Loans may range from approximately $1 million to $2 million. For highly qualified applicants, loans could be structured a number of ways including below market rates, subordinate collateralized positions with participating financial institutions and/or varying principal payments for a specified period of time.
Tax Exemption. Ohio has other incentives such as certain tax exemptions. The State of Ohio exempts certain property from real and personal property taxation, sales tax and use tax. The exemption applies to property used in renewable energy conversion, thermal efficiency, waste heat recovery, and the conversion of solid waste to energy. See http://www.odod.state.oh.us/taxreform.htm.

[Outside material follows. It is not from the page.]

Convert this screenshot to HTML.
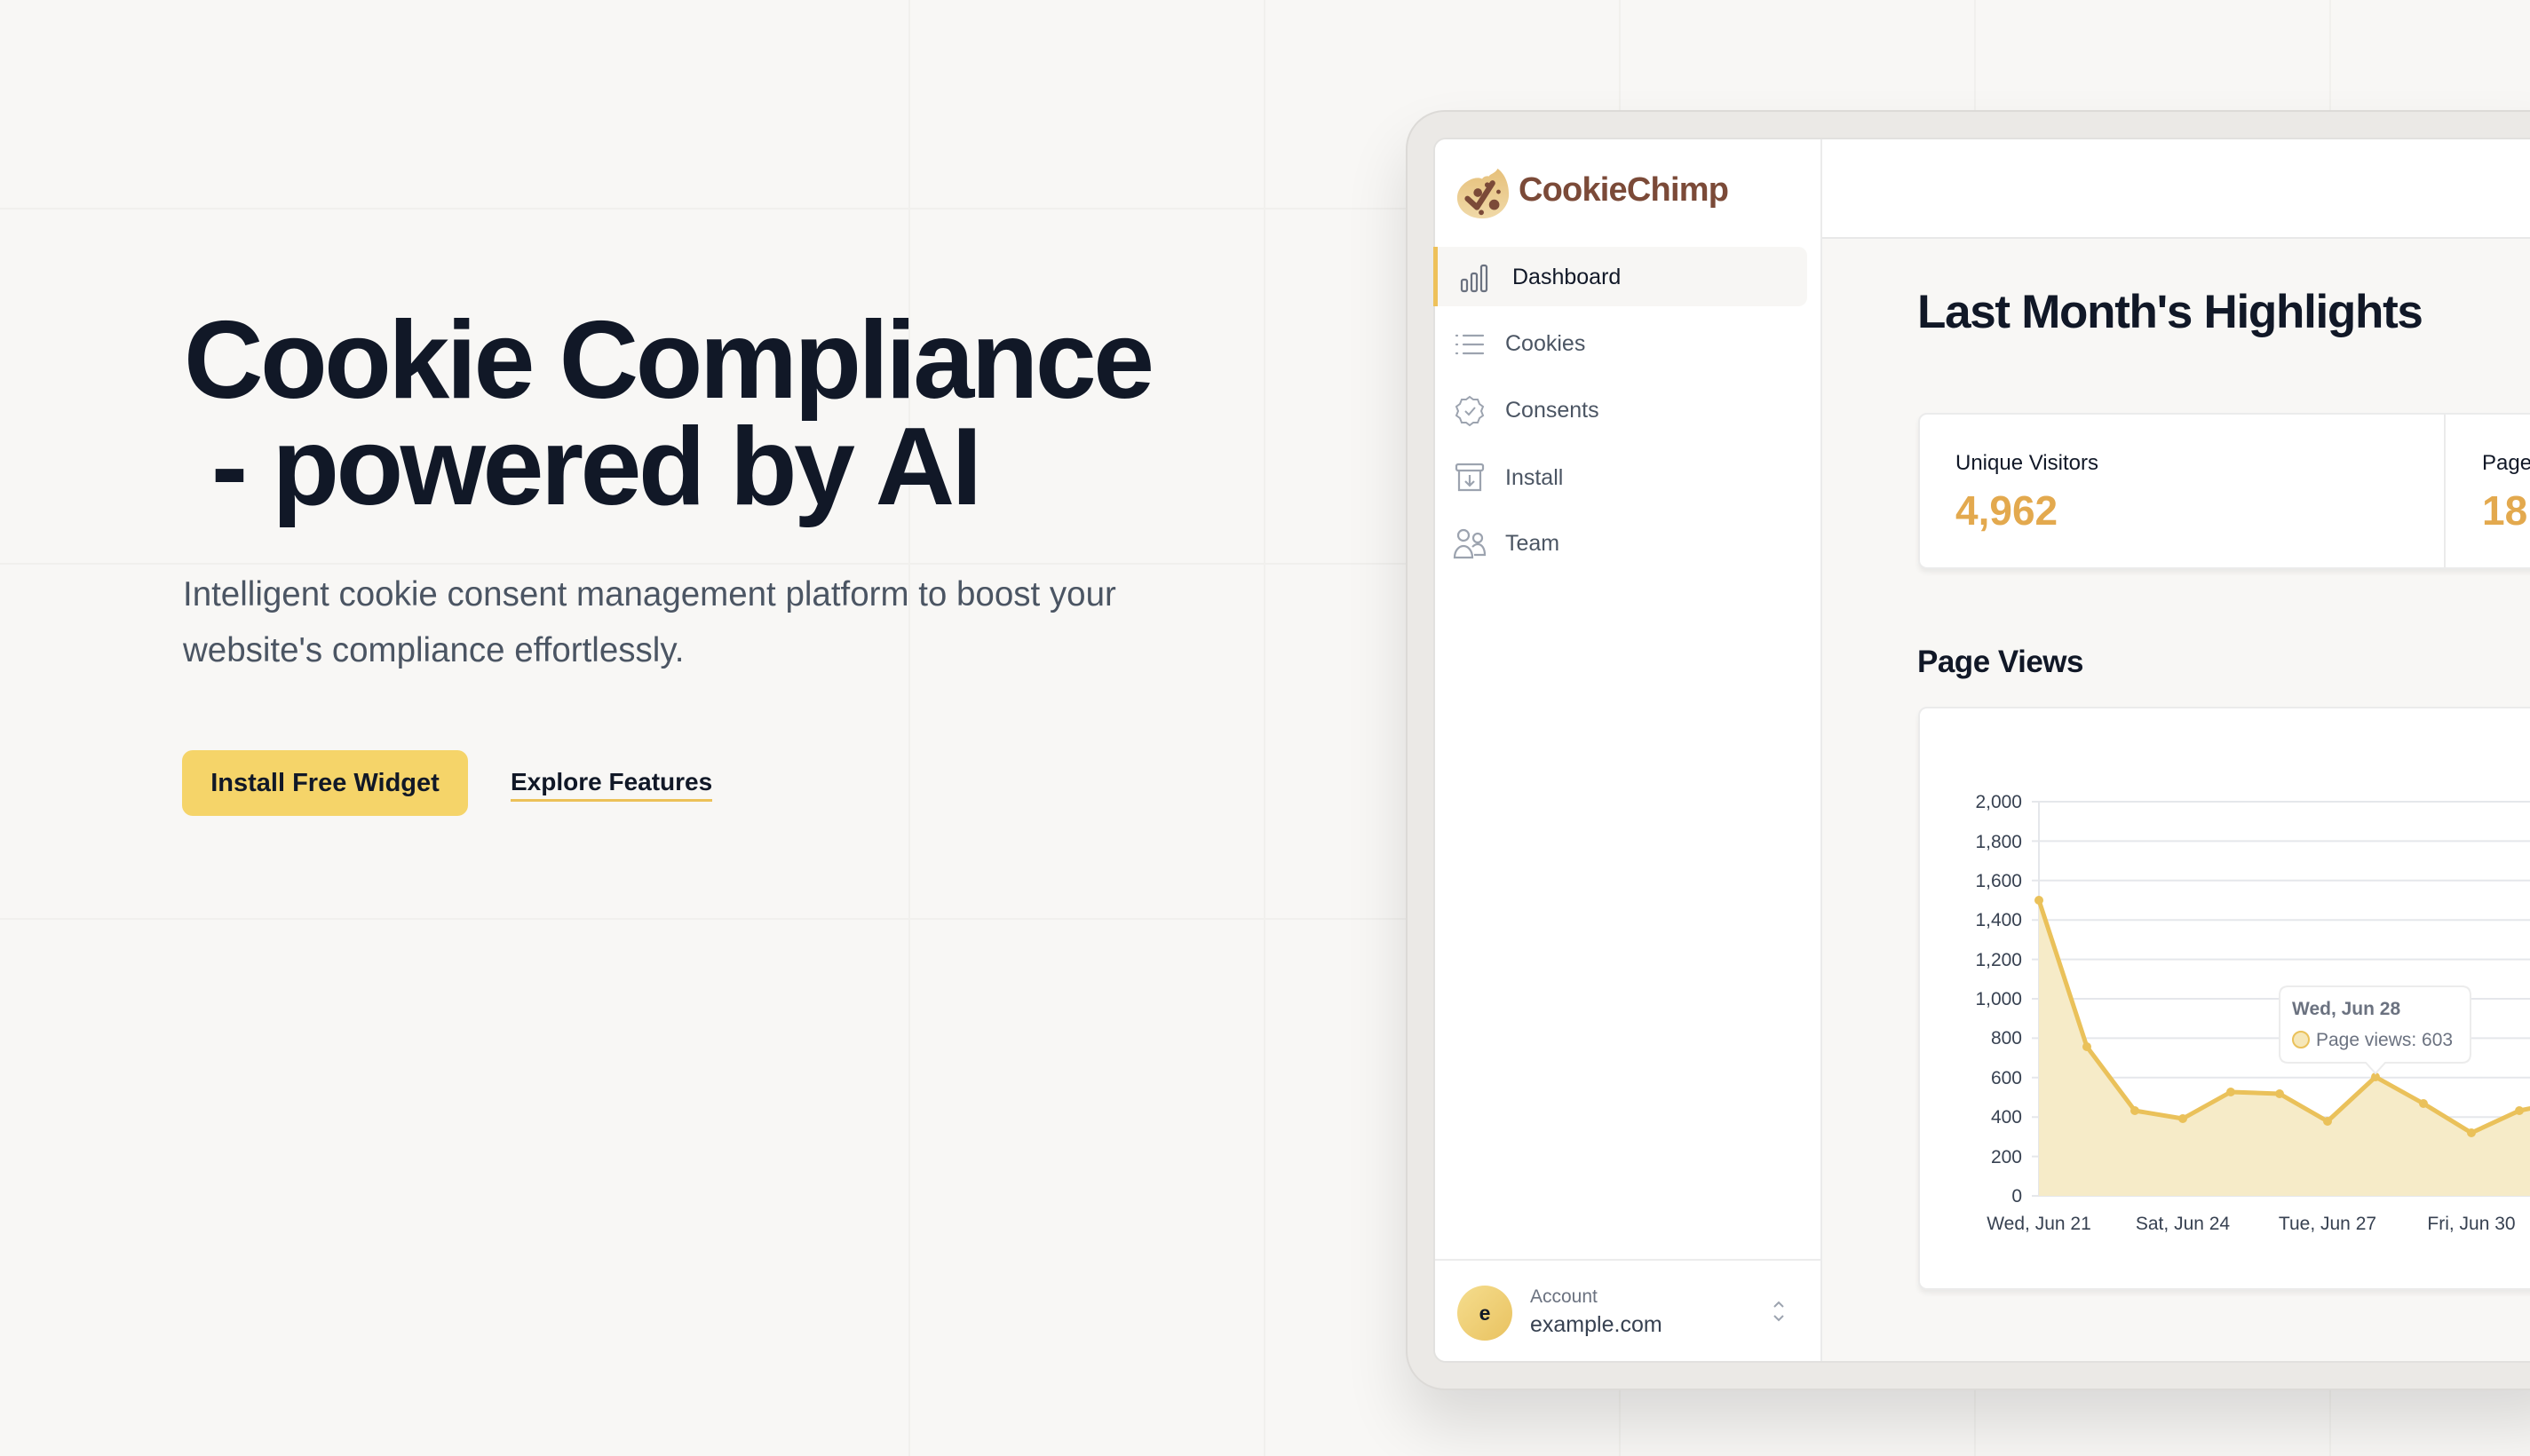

Federal Incentives: The Federal government offers substantial incentives for projects involved in alternate or renewable energy.
Federal Loan Guarantee Program. The Federal government offers loan guarantees for large projects that employ advanced technologies that avoid, reduce or sequester emissions of air pollutants or greenhouse gases in the area of coal-based power generation, industrial gasification, and advanced coal gasification facilities. See http://www.lgprogram.energy.gov/press/092208.pdf.
Tax Incentive Assistance Project. On October 2, 2008 President Bush signed into law legislation that extended the Energy Efficiency Tax Incentives that had expired in 2007. Tax incentives exist that support a variety of alternative energy resource development projects. See http://www.energystar.gov/index.cfm?c=products.pr_tax_credits.
It may be too soon to jump onto the alternative or renewable energy resource bandwagon. The regulations from S.B. 221 have barely had time to implemented. The time is coming, however, and it may be very soon that action will be required. In the meantime the prudent businessperson will carefully investigate his/her opportunities and be prepared to join the wave before it washes over us.
Update 1/12/2009: The PUCO has failed at this point to approve AEP Ohio's Electrical Security Plan (ESP). Consequently, the anticipated rate hikes have not taken effect and the 2008 rates will continue into 2009 probably through February.